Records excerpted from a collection
·····
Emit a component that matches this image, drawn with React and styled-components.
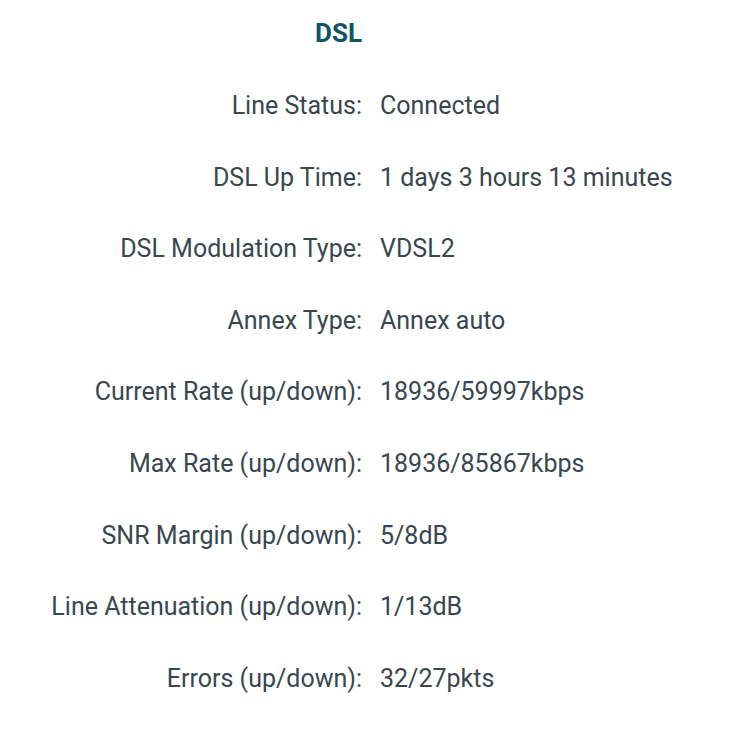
import React from 'react'
import styled, { createGlobalStyle } from 'styled-components'

const rows = [
  ['Line Status:', 'Connected'],
  ['DSL Up Time:', '1 days 3 hours 13 minutes'],
  ['DSL Modulation Type:', 'VDSL2'],
  ['Annex Type:', 'Annex auto'],
  ['Current Rate (up/down):', '18936/59997kbps'],
  ['Max Rate (up/down):', '18936/85867kbps'],
  ['SNR Margin (up/down):', '5/8dB'],
  ['Line Attenuation (up/down):', '1/13dB'],
  ['Errors (up/down):', '32/27pkts'],
]

export default function App() {
  return (
    <>
      <Global />
      <Panel>
        <Title>DSL</Title>
        <span />
        {rows.map(([label, value]) => (
          <React.Fragment key={label}>
            <Label>{label}</Label>
            <Value>{value}</Value>
          </React.Fragment>
        ))}
      </Panel>
    </>
  )
}

const Global = createGlobalStyle`
  body {
    margin: 0;
    background: #fff;
    font-family: Roboto, "Liberation Sans", sans-serif;
  }
`

const Panel = styled.div`
  display: grid;
  grid-template-columns: 362px 1fr;
  grid-auto-rows: 71.6px;
  grid-template-rows: 70.2px;
  column-gap: 18px;
  align-items: center;
  color: #37474f;
  font-size: 25px;
`

const Title = styled.h2`
  margin: 0;
  text-align: right;
  font-size: 26px;
  font-weight: 700;
  color: #0d5661;
  align-self: start;
  line-height: 28px;
  padding-top: 19px;
`

const Label = styled.div`
  text-align: right;
  line-height: 28px;
`

const Value = styled.div`
  line-height: 28px;
`
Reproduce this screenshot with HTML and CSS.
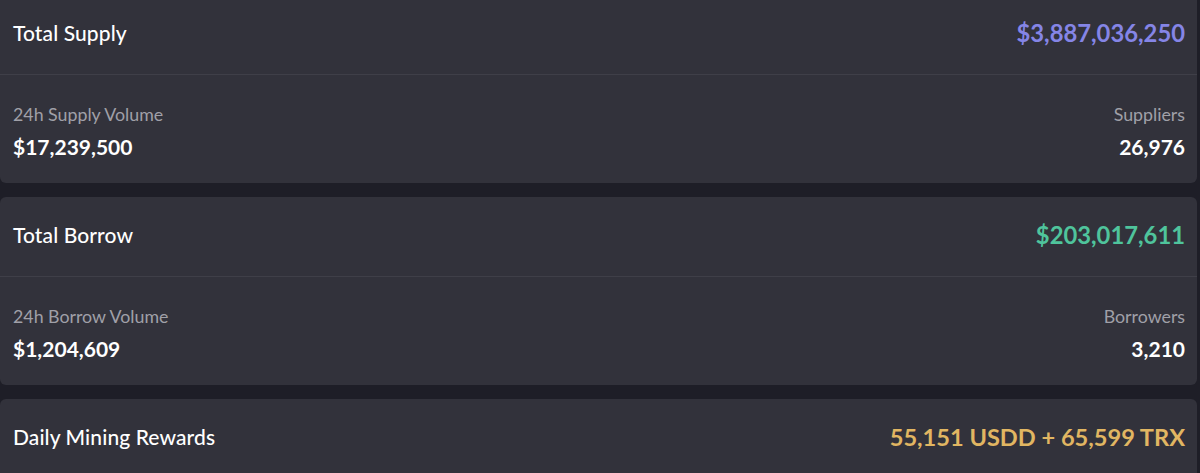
FILE: index.html
```
<!DOCTYPE html>
<html>
<head>
<meta charset="utf-8">
<link rel="stylesheet" href="styles.css">
</head>
<body>
<div class="page">
  <section class="card card-first">
    <div class="head">
      <span class="title">Total Supply</span>
      <span class="total purple">$3,887,036,250</span>
    </div>
    <div class="body">
      <div class="stat">
        <span class="label">24h Supply Volume</span>
        <span class="value">$17,239,500</span>
      </div>
      <div class="stat right">
        <span class="label">Suppliers</span>
        <span class="value">26,976</span>
      </div>
    </div>
  </section>
  <section class="card">
    <div class="head">
      <span class="title">Total Borrow</span>
      <span class="total green">$203,017,611</span>
    </div>
    <div class="body">
      <div class="stat">
        <span class="label">24h Borrow Volume</span>
        <span class="value">$1,204,609</span>
      </div>
      <div class="stat right">
        <span class="label">Borrowers</span>
        <span class="value">3,210</span>
      </div>
    </div>
  </section>
  <section class="card">
    <div class="head">
      <span class="title">Daily Mining Rewards</span>
      <span class="total gold">55,151 USDD + 65,599 TRX</span>
    </div>
  </section>
</div>
</body>
</html>
```
FILE: styles.css
```
html, body {
  margin: 0;
  padding: 0;
  background: #1e1e27;
  overflow: hidden;
}
body {
  font-family: Lato, "Noto Sans", sans-serif;
  color: #ffffff;
}
.page {
  display: flex;
  flex-direction: column;
  gap: 14px;
  width: 1197px;
  margin-top: -5px;
}
.card {
  background: #32323b;
  border-radius: 6px;
}
.head {
  height: 75px;
  box-sizing: content-box;
  display: flex;
  align-items: center;
  justify-content: space-between;
  padding: 0 12px 4px 13px;
  border-bottom: 1px solid #3f3f48;
}
.title {
  font-size: 21px;
  font-weight: 500;
  letter-spacing: 0.1px;
}
.total {
  font-size: 23.8px;
  font-weight: 700;
}
.purple { color: #8585e6; }
.green { color: #4fc49c; }
.gold { color: #e1b662; font-size: 23.6px; }
.body {
  height: 108px;
  display: flex;
  justify-content: space-between;
  align-items: flex-start;
  padding: 0 12px 0 13px;
}
.stat {
  display: flex;
  flex-direction: column;
  padding-top: 29px;
  gap: 11px;
}
.stat.right {
  align-items: flex-end;
}
.label {
  font-size: 17.8px;
  font-weight: 400;
  color: #a0a0a8;
  line-height: 20px;
}
.value {
  font-size: 21px;
  font-weight: 700;
  line-height: 24px;
}
```
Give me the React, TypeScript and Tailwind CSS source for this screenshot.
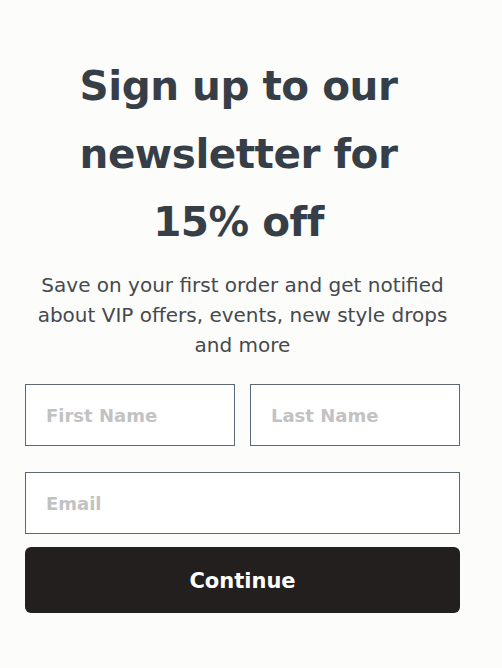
import React, { useState } from 'react';

const App: React.FC = () => {
  const [form, setForm] = useState({ firstName: '', lastName: '', email: '' });

  const handleChange = (e: React.ChangeEvent<HTMLInputElement>) => {
    const { name, value } = e.target;
    setForm(prev => ({ ...prev, [name]: value }));
  };

  return (
    <div className="min-h-[668px] w-full bg-[#fcfcfb] font-['DejaVu_Sans',sans-serif]">
      <div className="ml-[25px] flex w-[435px] flex-col items-center pt-[52px]">
        <h1 className="mr-[8px] w-[340px] text-center text-[40.5px] font-bold leading-[68px] tracking-[-0.5px] text-[#363e47]">
          Sign up to our newsletter for 15% off
        </h1>
        <p className="mt-[14px] w-[412px] text-center text-[20px] leading-[30px] text-[#45494e]">
          Save on your first order and get notified about VIP offers, events, new style drops and more
        </p>

        <form className="mt-[24px] flex w-full flex-col" onSubmit={e => e.preventDefault()}>
          <div className="flex gap-[15px]">
            <input
              name="firstName"
              value={form.firstName}
              onChange={handleChange}
              placeholder="First Name"
              className="h-[62px] w-[210px] border border-[#5c6873] bg-white px-[20px] text-[18px] font-bold text-[#333] outline-none placeholder:text-[#c2c2c2]"
            />
            <input
              name="lastName"
              value={form.lastName}
              onChange={handleChange}
              placeholder="Last Name"
              className="h-[62px] w-[210px] border border-[#5c6873] bg-white px-[20px] text-[18px] font-bold text-[#333] outline-none placeholder:text-[#c2c2c2]"
            />
          </div>
          <input
            name="email"
            value={form.email}
            onChange={handleChange}
            placeholder="Email"
            className="mt-[26px] h-[62px] w-full border border-[#5c6873] bg-white px-[20px] text-[18px] font-bold text-[#333] outline-none placeholder:text-[#c2c2c2]"
          />
          <button
            type="submit"
            className="mt-[13px] h-[66px] w-full rounded-[6px] bg-[#231f1f] pt-[3px] text-[21px] font-bold text-white"
          >
            Continue
          </button>
        </form>
      </div>
    </div>
  );
};

export default App;
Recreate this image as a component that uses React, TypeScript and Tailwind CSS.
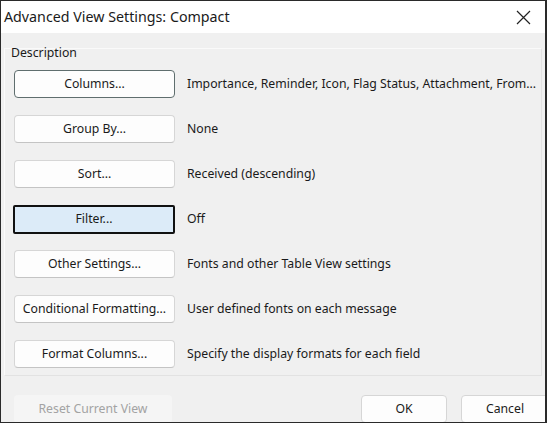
type Row = {
  label: string
  value: string
  kind?: "default" | "focused"
}

const rows: Row[] = [
  { label: "Columns...", value: "Importance, Reminder, Icon, Flag Status, Attachment, From...", kind: "default" },
  { label: "Group By...", value: "None" },
  { label: "Sort...", value: "Received (descending)" },
  { label: "Filter...", value: "Off", kind: "focused" },
  { label: "Other Settings...", value: "Fonts and other Table View settings" },
  { label: "Conditional Formatting...", value: "User defined fonts on each message" },
  { label: "Format Columns...", value: "Specify the display formats for each field" },
]

function RowButton({ label, kind }: { label: string; kind?: Row["kind"] }) {
  if (kind === "focused") {
    return (
      <button className="ml-[8px] flex h-[29px] w-[162px] items-center justify-center rounded-[2px] border-2 border-[#111] bg-[#dcebf8] text-[12.25px] text-[#1a1a1a]">
        {label}
      </button>
    )
  }
  return (
    <button
      className={`ml-[9px] flex h-[28px] w-[161px] items-center justify-center rounded-[4px] border bg-[#fdfdfd] text-[12.25px] text-[#1a1a1a] ${
        kind === "default" ? "border-[#5f6e6e]" : "border-[#d6d6d6] border-b-[#c4c4c4]"
      }`}
    >
      {label}
    </button>
  )
}

export default function App() {
  return (
    <div
      className="flex h-[423px] w-[547px] flex-col overflow-hidden border border-r-2 border-[#2a2a2a] bg-[#f0f0f0] text-[#1a1a1a]"
      style={{ fontFamily: '"Noto Sans", "Open Sans", sans-serif' }}
    >
      <div className="flex h-[32px] shrink-0 items-center justify-between bg-white pl-[3px] pr-[14px]">
        <span className="text-[14.25px]">Advanced View Settings: Compact</span>
        <svg width="15" height="15" viewBox="0 0 15 15" className="text-[#222]">
          <path d="M1 1L14 14M14 1L1 14" stroke="currentColor" strokeWidth="1.2" fill="none" />
        </svg>
      </div>

      <div className="mx-[3px] mt-[15px] flex flex-col border-x border-t border-b border-[#e2e2e2] border-l-[#fafafa] border-t-[#fafafa] pb-[7px]">
        <span className="-mt-[5px] ml-[6px] text-[12.25px] leading-[17px]">Description</span>
        <div className="mt-[9px] flex flex-col gap-[17px]">
          {rows.map((row) => (
            <div key={row.label} className="flex h-[28px] items-center">
              <RowButton label={row.label} kind={row.kind} />
              <span className="ml-[12px] whitespace-nowrap text-[12.25px]">{row.value}</span>
            </div>
          ))}
        </div>
      </div>

      <div className="mt-[19px] flex items-start">
        <button
          disabled
          className="ml-[13px] flex h-[28px] w-[158px] items-center justify-center rounded-[4px] bg-[#f5f5f5] text-[12.25px] text-[#a3a3a3]"
        >
          Reset Current View
        </button>
        <button className="ml-auto flex h-[28px] w-[86px] items-center justify-center rounded-[4px] border border-[#d6d6d6] bg-[#fdfdfd] text-[12.25px]">
          OK
        </button>
        <button className="ml-[14px] -mr-[4px] flex h-[28px] w-[88px] items-center justify-center rounded-[4px] border border-[#d6d6d6] bg-[#fdfdfd] text-[12.25px]">
          Cancel
        </button>
      </div>
    </div>
  )
}
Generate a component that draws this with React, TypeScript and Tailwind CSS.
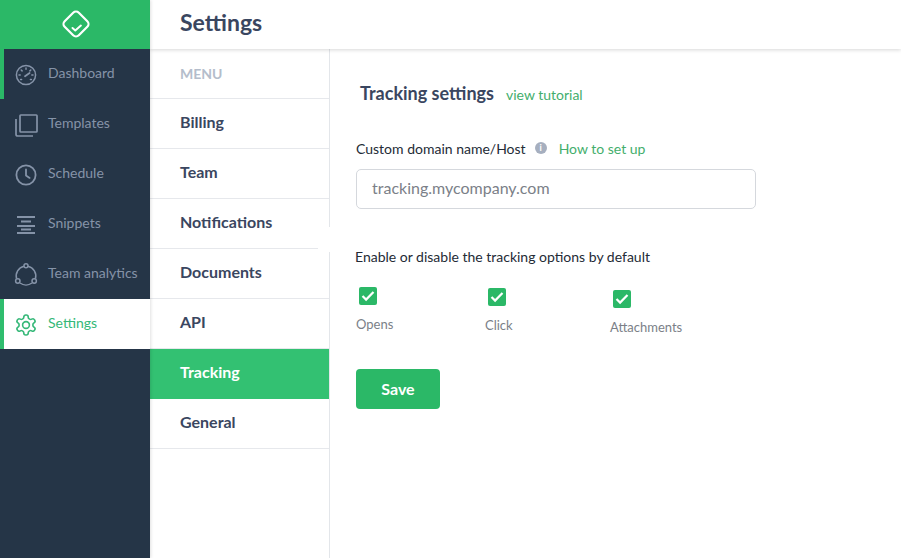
·····
Short problem
Copy each line from the data above that includes "this".

Solved exercise
Emit a component that matches this image, drawn with React and styled-components.
Reproduce this screenshot with HTML and CSS.
Give me the React, TypeScript and Tailwind CSS source for this screenshot.
Recreate this image as a component that uses React, TypeScript and Tailwind CSS.
Generate a component that draws this with React, TypeScript and Tailwind CSS.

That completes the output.